## BEGIN Data lines
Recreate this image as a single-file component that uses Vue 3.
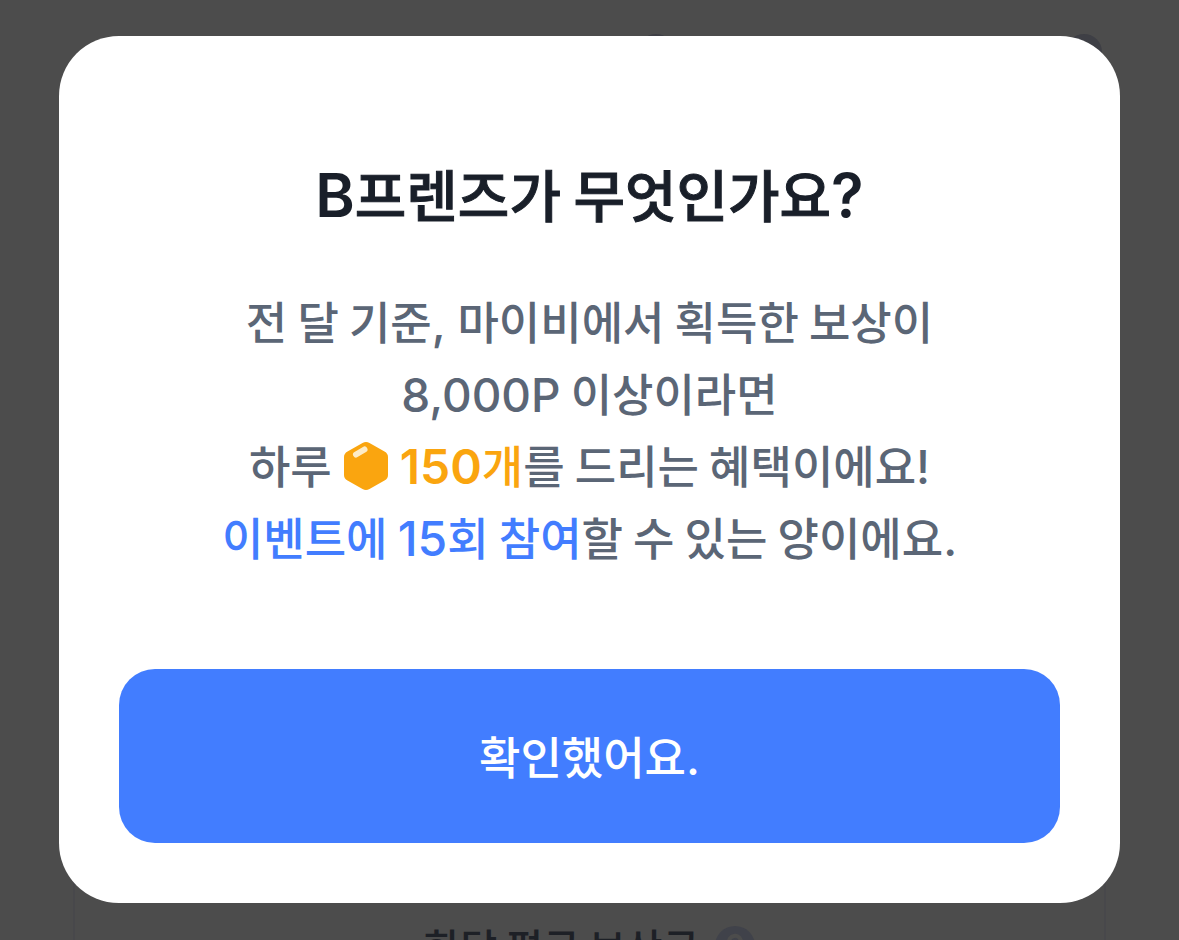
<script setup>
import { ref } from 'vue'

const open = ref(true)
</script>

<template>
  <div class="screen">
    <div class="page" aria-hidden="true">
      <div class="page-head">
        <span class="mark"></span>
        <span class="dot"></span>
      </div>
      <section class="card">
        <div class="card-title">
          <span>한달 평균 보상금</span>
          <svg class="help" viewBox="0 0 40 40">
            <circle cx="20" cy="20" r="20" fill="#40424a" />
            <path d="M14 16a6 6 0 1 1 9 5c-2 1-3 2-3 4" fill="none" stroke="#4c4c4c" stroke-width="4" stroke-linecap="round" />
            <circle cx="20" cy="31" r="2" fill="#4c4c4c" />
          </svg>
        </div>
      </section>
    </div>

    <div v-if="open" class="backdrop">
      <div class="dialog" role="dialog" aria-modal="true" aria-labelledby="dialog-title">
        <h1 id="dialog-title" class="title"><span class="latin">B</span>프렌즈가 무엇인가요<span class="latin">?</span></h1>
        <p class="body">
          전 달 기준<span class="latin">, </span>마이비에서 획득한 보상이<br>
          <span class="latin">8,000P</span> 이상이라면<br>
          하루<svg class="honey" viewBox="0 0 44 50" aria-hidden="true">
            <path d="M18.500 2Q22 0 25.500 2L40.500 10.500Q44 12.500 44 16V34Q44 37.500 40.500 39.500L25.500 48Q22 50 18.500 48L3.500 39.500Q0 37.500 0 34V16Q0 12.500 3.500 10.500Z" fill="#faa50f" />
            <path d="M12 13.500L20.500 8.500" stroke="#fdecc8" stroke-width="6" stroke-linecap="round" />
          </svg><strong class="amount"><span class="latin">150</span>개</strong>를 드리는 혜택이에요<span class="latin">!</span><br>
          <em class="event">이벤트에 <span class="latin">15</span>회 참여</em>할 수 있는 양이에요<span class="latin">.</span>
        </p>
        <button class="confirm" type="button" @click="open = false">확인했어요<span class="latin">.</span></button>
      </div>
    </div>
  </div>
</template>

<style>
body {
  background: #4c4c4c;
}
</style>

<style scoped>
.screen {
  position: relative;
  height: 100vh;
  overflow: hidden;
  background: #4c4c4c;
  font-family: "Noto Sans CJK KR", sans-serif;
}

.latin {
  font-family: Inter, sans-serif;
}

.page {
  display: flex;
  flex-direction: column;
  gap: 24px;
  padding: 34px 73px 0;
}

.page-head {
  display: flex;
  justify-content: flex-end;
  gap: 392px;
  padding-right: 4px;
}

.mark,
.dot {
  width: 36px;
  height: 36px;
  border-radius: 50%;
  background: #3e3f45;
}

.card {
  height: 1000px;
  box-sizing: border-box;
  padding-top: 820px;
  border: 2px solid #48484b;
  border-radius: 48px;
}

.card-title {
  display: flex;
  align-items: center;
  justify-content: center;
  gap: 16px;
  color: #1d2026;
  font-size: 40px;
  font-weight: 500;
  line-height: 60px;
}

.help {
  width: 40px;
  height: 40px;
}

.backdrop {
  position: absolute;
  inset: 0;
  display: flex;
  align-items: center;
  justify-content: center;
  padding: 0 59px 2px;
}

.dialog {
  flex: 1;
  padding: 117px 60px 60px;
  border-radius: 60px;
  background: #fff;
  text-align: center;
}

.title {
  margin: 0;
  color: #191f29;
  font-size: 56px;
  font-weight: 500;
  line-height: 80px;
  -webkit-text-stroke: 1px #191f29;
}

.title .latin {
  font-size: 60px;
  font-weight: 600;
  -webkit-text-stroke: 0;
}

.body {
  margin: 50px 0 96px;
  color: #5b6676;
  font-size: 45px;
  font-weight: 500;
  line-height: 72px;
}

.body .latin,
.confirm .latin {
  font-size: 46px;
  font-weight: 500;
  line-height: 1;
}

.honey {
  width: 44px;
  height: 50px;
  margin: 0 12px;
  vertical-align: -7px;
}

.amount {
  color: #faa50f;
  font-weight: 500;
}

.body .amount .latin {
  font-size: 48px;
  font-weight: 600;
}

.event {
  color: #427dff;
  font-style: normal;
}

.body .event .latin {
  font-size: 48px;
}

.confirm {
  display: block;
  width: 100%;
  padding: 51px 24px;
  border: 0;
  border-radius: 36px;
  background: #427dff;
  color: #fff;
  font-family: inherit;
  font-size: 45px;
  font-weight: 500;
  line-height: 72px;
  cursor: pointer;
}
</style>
## END Data lines
## Exercise prompt
Print the listing above in full, exactly as written. Omit any pictures.

## Response to the exercise
Recreate this image as a single-file component that uses Vue 3.
<script setup>
import { ref } from 'vue'

const open = ref(true)
</script>

<template>
  <div class="screen">
    <div class="page" aria-hidden="true">
      <div class="page-head">
        <span class="mark"></span>
        <span class="dot"></span>
      </div>
      <section class="card">
        <div class="card-title">
          <span>한달 평균 보상금</span>
          <svg class="help" viewBox="0 0 40 40">
            <circle cx="20" cy="20" r="20" fill="#40424a" />
            <path d="M14 16a6 6 0 1 1 9 5c-2 1-3 2-3 4" fill="none" stroke="#4c4c4c" stroke-width="4" stroke-linecap="round" />
            <circle cx="20" cy="31" r="2" fill="#4c4c4c" />
          </svg>
        </div>
      </section>
    </div>

    <div v-if="open" class="backdrop">
      <div class="dialog" role="dialog" aria-modal="true" aria-labelledby="dialog-title">
        <h1 id="dialog-title" class="title"><span class="latin">B</span>프렌즈가 무엇인가요<span class="latin">?</span></h1>
        <p class="body">
          전 달 기준<span class="latin">, </span>마이비에서 획득한 보상이<br>
          <span class="latin">8,000P</span> 이상이라면<br>
          하루<svg class="honey" viewBox="0 0 44 50" aria-hidden="true">
            <path d="M18.500 2Q22 0 25.500 2L40.500 10.500Q44 12.500 44 16V34Q44 37.500 40.500 39.500L25.500 48Q22 50 18.500 48L3.500 39.500Q0 37.500 0 34V16Q0 12.500 3.500 10.500Z" fill="#faa50f" />
            <path d="M12 13.500L20.500 8.500" stroke="#fdecc8" stroke-width="6" stroke-linecap="round" />
          </svg><strong class="amount"><span class="latin">150</span>개</strong>를 드리는 혜택이에요<span class="latin">!</span><br>
          <em class="event">이벤트에 <span class="latin">15</span>회 참여</em>할 수 있는 양이에요<span class="latin">.</span>
        </p>
        <button class="confirm" type="button" @click="open = false">확인했어요<span class="latin">.</span></button>
      </div>
    </div>
  </div>
</template>

<style>
body {
  background: #4c4c4c;
}
</style>

<style scoped>
.screen {
  position: relative;
  height: 100vh;
  overflow: hidden;
  background: #4c4c4c;
  font-family: "Noto Sans CJK KR", sans-serif;
}

.latin {
  font-family: Inter, sans-serif;
}

.page {
  display: flex;
  flex-direction: column;
  gap: 24px;
  padding: 34px 73px 0;
}

.page-head {
  display: flex;
  justify-content: flex-end;
  gap: 392px;
  padding-right: 4px;
}

.mark,
.dot {
  width: 36px;
  height: 36px;
  border-radius: 50%;
  background: #3e3f45;
}

.card {
  height: 1000px;
  box-sizing: border-box;
  padding-top: 820px;
  border: 2px solid #48484b;
  border-radius: 48px;
}

.card-title {
  display: flex;
  align-items: center;
  justify-content: center;
  gap: 16px;
  color: #1d2026;
  font-size: 40px;
  font-weight: 500;
  line-height: 60px;
}

.help {
  width: 40px;
  height: 40px;
}

.backdrop {
  position: absolute;
  inset: 0;
  display: flex;
  align-items: center;
  justify-content: center;
  padding: 0 59px 2px;
}

.dialog {
  flex: 1;
  padding: 117px 60px 60px;
  border-radius: 60px;
  background: #fff;
  text-align: center;
}

.title {
  margin: 0;
  color: #191f29;
  font-size: 56px;
  font-weight: 500;
  line-height: 80px;
  -webkit-text-stroke: 1px #191f29;
}

.title .latin {
  font-size: 60px;
  font-weight: 600;
  -webkit-text-stroke: 0;
}

.body {
  margin: 50px 0 96px;
  color: #5b6676;
  font-size: 45px;
  font-weight: 500;
  line-height: 72px;
}

.body .latin,
.confirm .latin {
  font-size: 46px;
  font-weight: 500;
  line-height: 1;
}

.honey {
  width: 44px;
  height: 50px;
  margin: 0 12px;
  vertical-align: -7px;
}

.amount {
  color: #faa50f;
  font-weight: 500;
}

.body .amount .latin {
  font-size: 48px;
  font-weight: 600;
}

.event {
  color: #427dff;
  font-style: normal;
}

.body .event .latin {
  font-size: 48px;
}

.confirm {
  display: block;
  width: 100%;
  padding: 51px 24px;
  border: 0;
  border-radius: 36px;
  background: #427dff;
  color: #fff;
  font-family: inherit;
  font-size: 45px;
  font-weight: 500;
  line-height: 72px;
  cursor: pointer;
}
</style>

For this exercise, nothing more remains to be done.